As expected, the Fed left interest rates unchanged yesterday. From Reuters:
The U.S. Federal Reserve on Wednesday kept its benchmark interest rate steady for a third meeting in a row, predicting moderate economic growth ahead with some reason to expect easing price pressures.
Bonds reacted positively to the announcement.
The statement seemed to reassure investors, despite being little changed from the previous one. In futures trading, the chances the Fed will lift rates another quarter percentage point by January dropped to 10 percent from 16 Tuesday.
Bond prices rallied in relief that the Fed had not struck a more hawkish tone on inflation as many market observers had suggested was possible.
Economic data yesterday also helped bonds.
There were new signs of economic cooling even before the Fed wrapped up its two-day meeting. A realtors' group reported U.S. sales of existing homes fell for a sixth straight month in September and median prices were down from a year ago.
But stocks also moved up yesterday.
Stock prices closed modestly higher, influenced more by corporate earnings reports than by the widely anticipated Fed decision. The Dow Jones industrial average gained 6.80 points, to close at a record 12,134.68.
European stocks also rose, helped by rising business confidence. Bloomberg reports:
Business confidence in Germany and France unexpectedly rose in October as lower oil prices and exports to Asia brightened the outlook for economic growth in Europe. Stocks rose to the highest in five years and bonds fell.
The Ifo institute in Munich said today its index climbed to 105.3 from 104.9 in September.
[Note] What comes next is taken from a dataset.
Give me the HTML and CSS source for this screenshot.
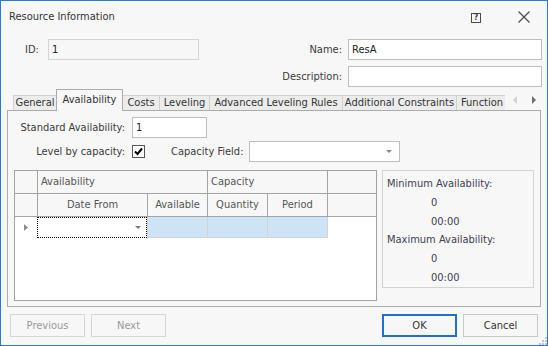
FILE: index.html
```html
<!DOCTYPE html>
<html lang="en">
<head>
  <meta charset="UTF-8">
  <title>Resource Information</title>
  <link rel="stylesheet" href="styles.css">
</head>
<body>

  <div class="window">
    <div class="titlebar">
      <span class="title">Resource Information</span>
      <span class="help-btn">?</span>
      <svg class="close-btn" width="12" height="12" viewBox="0 0 12 12">
        <path d="M0.5 0.5 L11.5 11.5 M11.5 0.5 L0.5 11.5" stroke="#4a4a4a" stroke-width="1.2" fill="none"/>
      </svg>
    </div>

    <div class="head-form">
      <div class="form-row">
        <label class="id-label">ID:</label>
        <div class="edit edit-readonly id-edit">1</div>
        <label class="right-label">Name:</label>
        <div class="edit wide-edit">ResA</div>
      </div>
      <div class="form-row">
        <label class="right-label">Description:</label>
        <div class="edit wide-edit"></div>
      </div>
    </div>

    <div class="tab-strip">
      <span class="tab tab-general">General</span>
      <span class="tab tab-active">Availability</span>
      <span class="tab tab-costs">Costs</span>
      <span class="tab tab-leveling">Leveling</span>
      <span class="tab tab-advanced">Advanced Leveling Rules</span>
      <span class="tab tab-constraints">Additional Constraints</span>
      <span class="tab tab-function">Function</span>
      <span class="tab-scroll">
        <svg width="5" height="8" viewBox="0 0 5 8"><path d="M4 0 L0 4 L4 8 Z" fill="#d2d2d2"/></svg>
        <svg width="5" height="8" viewBox="0 0 5 8"><path d="M0 0 L4 4 L0 8 Z" fill="#6e6e6e"/></svg>
      </span>
    </div>

    <div class="tab-page">
      <div class="field-row">
        <label class="page-label">Standard Availability:</label>
        <div class="edit std-edit">1</div>
      </div>
      <div class="field-row">
        <label class="page-label">Level by capacity:</label>
        <span class="checkbox">
          <svg width="9" height="9" viewBox="0 0 9 9"><path d="M1 4.5 L3.5 7 L8 1.5" stroke="#000" stroke-width="2" fill="none"/></svg>
        </span>
        <label class="cap-label">Capacity Field:</label>
        <div class="edit combo">
          <svg width="6" height="3" viewBox="0 0 6 3"><path d="M0 0 L6 0 L3 3 Z" fill="#8a8a8a"/></svg>
        </div>
      </div>

      <div class="lower">
        <div class="grid">
          <div class="grid-head">
            <div class="hcell"></div>
            <div class="hcell band band-avail">Availability</div>
            <div class="hcell band band-cap">Capacity</div>
            <div class="hcell hcell-last"></div>
            <div class="hcell"></div>
            <div class="hcell col">Date From</div>
            <div class="hcell col">Available</div>
            <div class="hcell col">Quantity</div>
            <div class="hcell col">Period</div>
            <div class="hcell hcell-last"></div>
          </div>
          <div class="grid-row">
            <div class="row-ind">
              <svg width="4" height="7" viewBox="0 0 4 7"><path d="M0 0 L4 3.5 L0 7 Z" fill="#8c8c8c"/></svg>
            </div>
            <div class="cell cell-date">
              <svg width="6" height="3" viewBox="0 0 6 3"><path d="M0 0 L6 0 L3 3 Z" fill="#7a7a7a"/></svg>
            </div>
            <div class="cell cell-sel cell-first"></div>
            <div class="cell cell-sel"></div>
            <div class="cell cell-sel"></div>
          </div>
        </div>

        <div class="avail-panel">
          <div>Minimum Availability:</div>
          <div class="val">0</div>
          <div class="val">00:00</div>
          <div>Maximum Availability:</div>
          <div class="val">0</div>
          <div class="val">00:00</div>
        </div>
      </div>
    </div>

    <div class="footer">
      <button class="btn" disabled>Previous</button>
      <button class="btn" disabled>Next</button>
      <span class="spacer"></span>
      <button class="btn btn-default">OK</button>
      <button class="btn">Cancel</button>
    </div>

    <svg class="grip" width="9" height="9" viewBox="0 0 9 9">
      <rect x="7" y="1" width="2" height="2" fill="#c4c4c4"/>
      <rect x="4" y="4" width="2" height="2" fill="#c4c4c4"/>
      <rect x="7" y="4" width="2" height="2" fill="#c4c4c4"/>
      <rect x="1" y="7" width="2" height="2" fill="#c4c4c4"/>
      <rect x="4" y="7" width="2" height="2" fill="#c4c4c4"/>
      <rect x="7" y="7" width="2" height="2" fill="#c4c4c4"/>
    </svg>
  </div>

</body>
</html>
```
FILE: styles.css
```css
* {
  box-sizing: border-box;
}
body {
  margin: 0;
  background: #f7f7f7;
  font-family: "DejaVu Sans Condensed", "DejaVu Sans", sans-serif;
  font-size: 11px;
  color: #3a3a3a;
}
.window {
  position: relative;
  width: 548px;
  height: 346px;
  border: 1px solid #2a7ad3;
  background: #f7f7f7;
}

/* title bar */
.titlebar {
  display: flex;
  align-items: center;
  height: 31px;
  padding-left: 8px;
}
.title {
  flex: 1;
  font-size: 11px;
  color: #333;
}
.help-btn {
  width: 10px;
  height: 10px;
  border: 1px solid #4a4a4a;
  font-size: 8px;
  font-weight: bold;
  line-height: 8px;
  text-align: center;
  color: #3a3a3a;
  margin-top: 2px;
}
.close-btn {
  margin: 1px 17px 0 37px;
}

/* id / name / description */
.head-form {
  padding: 7px 5px 0 24px;
}
.form-row {
  display: flex;
  align-items: center;
  justify-content: flex-end;
  height: 21px;
  margin-bottom: 6px;
}
.form-row:last-child {
  margin-bottom: 0;
}
.id-label {
  width: 23px;
}
.id-edit {
  width: 151px;
  margin-right: auto;
}
.right-label {
  padding-right: 6px;
}
.edit {
  height: 21px;
  border: 1px solid #bdbdbd;
  background: #fff;
  padding-left: 3px;
  line-height: 19px;
  color: #222;
}
.edit-readonly {
  background: #f7f7f7;
  border-color: #d4d4d4;
}
.wide-edit {
  width: 194px;
}

/* tabs */
.tab-strip {
  display: flex;
  align-items: flex-end;
  height: 21px;
  margin: 2px 6px 0 12px;
}
.tab {
  height: 15px;
  line-height: 14px;
  text-align: center;
  background: #ececec;
  border: 1px solid #d0d0d0;
  border-bottom: none;
  border-left: none;
  color: #333;
  white-space: nowrap;
}
.tab-general {
  width: 44px;
  border-left: 1px solid #d0d0d0;
}
.tab-active {
  position: relative;
  z-index: 1;
  width: 67px;
  height: 22px;
  margin-bottom: -1px;
  line-height: 20px;
  padding-bottom: 2px;
  background: #f7f7f7;
  border: 1px solid #ababab;
  border-bottom: none;
  margin-left: -1px;
}
.tab-costs {
  width: 37px;
}
.tab-leveling {
  width: 50px;
}
.tab-advanced {
  width: 133px;
}
.tab-constraints {
  width: 114px;
}
.tab-function {
  width: 48px;
  border-right: none;
  overflow: hidden;
  text-align: left;
  padding-left: 4px;
}
.tab-scroll {
  display: flex;
  gap: 14px;
  align-self: center;
  margin-left: 8px;
  padding-top: 1px;
}

/* tab page */
.tab-page {
  height: 197px;
  margin: 0 6px;
  border: 1px solid #ababab;
  padding: 6px 6px 0 6px;
}
.field-row {
  display: flex;
  align-items: center;
  height: 21px;
  margin-bottom: 3px;
}
.page-label {
  width: 112px;
  text-align: right;
  padding-right: 1px;
  margin-right: 6px;
}
.std-edit {
  width: 75px;
}
.checkbox {
  display: flex;
  align-items: center;
  justify-content: center;
  width: 13px;
  height: 13px;
  border: 1px solid #555;
  background: #fff;
}
.cap-label {
  margin: 0 5px 0 26px;
}
.combo {
  display: flex;
  align-items: center;
  justify-content: flex-end;
  width: 151px;
  padding-right: 7px;
}

.lower {
  display: flex;
  gap: 5px;
  margin-top: 8px;
  align-items: flex-start;
}

/* grid */
.grid {
  width: 363px;
  height: 131px;
  border: 1px solid #a3a3a3;
  background: #fff;
}
.grid-head {
  display: grid;
  grid-template-columns: 23px 110px 60px 60px 60px 48px;
  grid-template-rows: 23px 23px;
}
.hcell {
  background: #f7f7f7;
  border-right: 1px solid #a3a3a3;
  border-bottom: 1px solid #a3a3a3;
  color: #555;
  line-height: 22px;
  white-space: nowrap;
}
.hcell-last {
  border-right: none;
}
.band {
  grid-column: span 2;
  padding-left: 3px;
}
.col {
  text-align: center;
}
.grid-row {
  display: grid;
  grid-template-columns: 22px 110px 61px 60px 60px;
  height: 21px;
}
.row-ind {
  display: flex;
  align-items: center;
  padding-left: 9px;
}
.cell {
  border-bottom: 1px solid #d3d3d3;
  border-right: 1px solid #d3d3d3;
}
.cell-date {
  display: flex;
  align-items: center;
  justify-content: flex-end;
  padding-right: 5px;
  border: 1px dotted #000;
  background: #fff;
}
.cell-sel {
  background: #cde4f7;
}
.cell-first {
  border-left: 1px solid #d3d3d3;
}

/* min / max panel */
.avail-panel {
  width: 152px;
  height: 118px;
  border: 1px solid #d3d3d3;
  padding: 4px 0 0 4px;
  line-height: 18.8px;
  color: #404050;
}
.val {
  padding-left: 44px;
}

/* buttons */
.footer {
  display: flex;
  gap: 6px;
  padding: 7px 9px 0 9px;
}
.spacer {
  flex: 1;
}
.btn {
  width: 75px;
  height: 23px;
  font-family: inherit;
  font-size: 11px;
  color: #333;
  background: #f7f7f7;
  border: 1px solid #c8c8c8;
  padding: 0;
}
.btn:disabled {
  color: #999;
  border-color: #d6d6d6;
}
.btn-default {
  border: 2px solid #1f70c9;
}

.grip {
  position: absolute;
  right: 0;
  bottom: 0;
}
```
Economists expected a decline to 104.5, the median of 39 forecasts in a Bloomberg News survey showed. In France, a gauge of optimism advanced to 108 from 106 in September. Germany and France together account for more than half the euro region's economy...
The Stoxx 600 index rose as much as 0.4 percent to 356.35 points, the highest since February 2001. Yields on two-year German government notes, among the securities most sensitive to the outlook for interest rates, climbed 2 basis points to 3.727 percent at 12:43 p.m. in Frankfurt...
In Italy, the Isae institute said today its index of confidence remained near a four-month high, slipping to 97.1 from 97.3 in September. That exceeded the median forecast of 97 in a Bloomberg survey. In France, economists had expected a reading of 107, according to a separate survey.
That should boost chances of further ECB rate hikes. Not that ECB officials weren't already thinking about it. From another Bloomberg report:
European Central Bank council member Axel Weber said the bank may need to continue raising interest rates next year to ensure it doesn't over-stimulate the economy of the dozen nations sharing the euro.
And this is despite inflation looking likely to stay low in Germany in October. From AFX/Forbes:
Consumer prices in Germany rose 0.2 pct in October from September and were up 1.2 pct from a year earlier, according to preliminary data from the Federal Statistics Office.
Of the big stock markets, only Japan's fell yesterday, the Nikkei 225 falling 0.5 percent to close at 16,699.30. It was not for want of good news, though. From AFP/CNA:
Japan's trade surplus hit an 18-month high in September thanks to strong exports of fuel-efficient cars, steel and electronic products, the government said.
The trade surplus swelled to a bigger-than-expected 1.01 trillion yen (8.50 billion dollars), up 6.9 percent from a year earlier and above one trillion yen for the first time since March 2005, the finance ministry said.
Exports gained 15.3 percent from a year earlier to 6.83 trillion yen while imports climbed 16.9 percent to 5.82 trillion yen, largely because of high oil prices, the ministry said in a statement.